Senior research specialist Greg Leonard at the Mt. Lemmon Observatory near Tucson, Arizona discovered the comet on Jan. 3, 2021, when it was nothing more than a faint, distant speck. Since then, it's inched steadily closer to both the sun and Earth and will reach perihelion — closest approach to the sun — on Jan. 3. Two weeks prior on Dec. 12, the comet will pass nearest Earth at a distance of 21.7 million miles (34.9 million km).
What will we see? Comets are always a little tricky to predict because they have a penchant for unpredictability. Being fragile, they're liable to break apart when nearing the sun. Solar heating vaporizes a comet's ices, creating pressures within and without its fragile body that can sometimes tear it apart. It's even possible that something of the sort is happening right now because Leonard, after steadily brightening, has recently plateaued.
On Thursday, Dec. 2, the comet glowed at around magnitude 6.5-7, hovering at the fringes of naked-eye visibility. In a pair of 10x50 binoculars for instance, you should expect to see a soft patch of light about half the moon's apparent diameter with a brighter center and a faint streak of a tail pointing to the upper right.

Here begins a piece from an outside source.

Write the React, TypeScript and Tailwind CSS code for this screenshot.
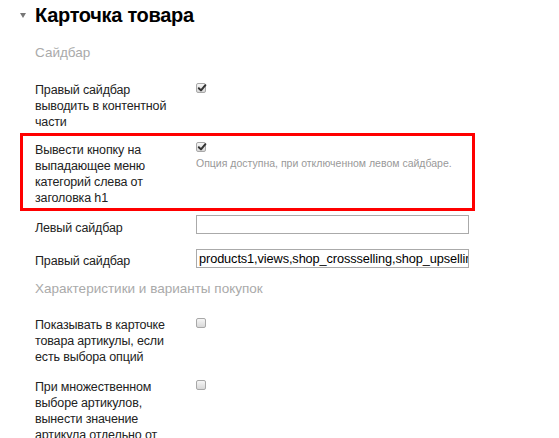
import React from "react";

function Check({ checked }: { checked?: boolean }) {
  return (
    <span className="relative block h-[10px] w-[10px] rounded-[2px] border border-[#a8a8a8] bg-gradient-to-b from-[#f6f6f6] to-[#d8d8d8]">
      {checked ? (
        <svg viewBox="0 0 10 10" className="absolute left-[0px] top-[-1px] h-[10px] w-[10px]">
          <path d="M1.8 5.2 L4 7.4 L8.4 2.2" fill="none" stroke="#333" strokeWidth="2" strokeLinecap="round" strokeLinejoin="round" />
        </svg>
      ) : null}
    </span>
  );
}

function Row({
  label,
  children,
  className = "",
}: {
  label: React.ReactNode;
  children?: React.ReactNode;
  className?: string;
}) {
  return (
    <div className={`flex items-start ${className}`}>
      <div className="w-[161px] shrink-0 pr-[20px] text-[12.5px] leading-[16px] tracking-[-0.15px] text-[#222]">{label}</div>
      <div className="flex-1">{children}</div>
    </div>
  );
}

export default function App() {
  const font = { fontFamily: '"Liberation Sans", Arial, sans-serif' };
  return (
    <div className="h-[438px] w-[559px] overflow-hidden bg-white" style={font}>
      {/* header */}
      <div className="flex h-[30px] items-center pl-[20px]">
        <span className="mr-[9px] mt-[1px] block h-0 w-0 border-x-[3.5px] border-t-[5px] border-x-transparent border-t-[#777]" />
        <h2 className="text-[20px] font-bold leading-[30px] tracking-[-0.3px] text-black">Карточка товара</h2>
      </div>

      <div className="w-[475px] pl-[35px]">
        <div className="mt-[13px] text-[13.5px] leading-[20px] text-[#aaa]">Сайдбар</div>

        <Row className="mt-[19px]" label="Правый сайдбар выводить в контентной части">
          <div className="pt-[1px]">
            <Check checked />
          </div>
        </Row>

        <div className="-ml-[15px] mt-[3px] border-[3px] border-[#f00] pb-[2px] pl-[12px] pt-[6px]">
          <Row label="Вывести кнопку на выпадающее меню категорий слева от заголовка h1">
            <Check checked />
            <div className="mt-[5px] text-[10.5px] leading-[13px] text-[#999]">
              Опция доступна, при отключенном левом сайдбаре.
            </div>
          </Row>
        </div>

        <Row className="mt-[4px]" label={<div className="pt-[5px]">Левый сайдбар</div>}>
          <div className="h-[19px] w-[273px] border border-[#aaa] bg-white" />
        </Row>

        <Row className="mt-[13px]" label={<div className="pt-[4px]">Правый сайдбар</div>}>
          <div className="h-[19px] w-[273px] overflow-hidden whitespace-nowrap border border-[#aaa] bg-white pl-[2px] text-[12.75px] leading-[17px] tracking-[-0.1px] text-black">
            products1,views,shop_crossselling,shop_upselling
          </div>
        </Row>

        <div className="mt-[10px] text-[13.5px] leading-[20px] text-[#aaa]">Характеристики и варианты покупок</div>

        <Row className="mt-[18px]" label="Показывать в карточке товара артикулы, если есть выбора опций">
          <div className="pt-[1px]">
            <Check />
          </div>
        </Row>

        <Row className="mt-[14px]" label="При множественном выборе артикулов, вынести значение артикула отдельно от названия">
          <div className="pt-[1px]">
            <Check />
          </div>
        </Row>
      </div>
    </div>
  );
}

Because the comet is approaching both the Earth and sun it's really starting to pick up speed. For the next few mornings (through Dec. 7) you'll find it in the constellation Bootes the Herdsman, not far from the brilliant, orange giant Arcturus. Let this star be your guide.
For instance, on Friday morning, Dec. 3, it will appear 11 degrees (about one fist held vertically at arm's length) to the upper left of Arcturus. At the same time, it's just one moon diameter below the bright star cluster M3, which is also visible in binoculars as very small, fuzzy spot. As each day clicks by, the comet should slowly brighten to at least magnitude 5 and possibly brighter. This increase in intensity will help offset its decreasing altitude in the sky.
No moon mars the darkness, so now through about Dec. 11 will be the best viewing slot for northern hemisphere skywatchers. After Dec. 11, it's briefly close to the sun and very difficult to see, then swings into the evening sky. While the viewing time is more convenient, Comet Leonard moves rapidly south and will only be visible from the far southern U.S. and the southern hemisphere as it slowly fades from view.
Beauty can be brief, and nothing demonstrates this as well as a comet. My last view of Comet Leonard was during the Nov. 19 lunar eclipse. With the moon tucked deeply in shadow at mid-eclipse, I stole a view of the object in a dark sky in my 15-inch telescope. I'm currently in Antarctica with hopes of viewing the December 4th total solar eclipse from near Laurie Island in the South Orkney Islands. From my present location, the comet is buried deeply below the northern horizon. Funny thing. When I return home it will be lost in the solar glare at dusk.
Win a few, lose a few. All the more reason I hope you get to see the comet. Take advantage of the next clear morning. Find a dark place and give your eyes a few minutes to adapt. Then raise your binoculars and seek the feathered creature just arriving in the neighborhood after a 35,000-year pilgrimage from the outer solar system. Say "hi" for me!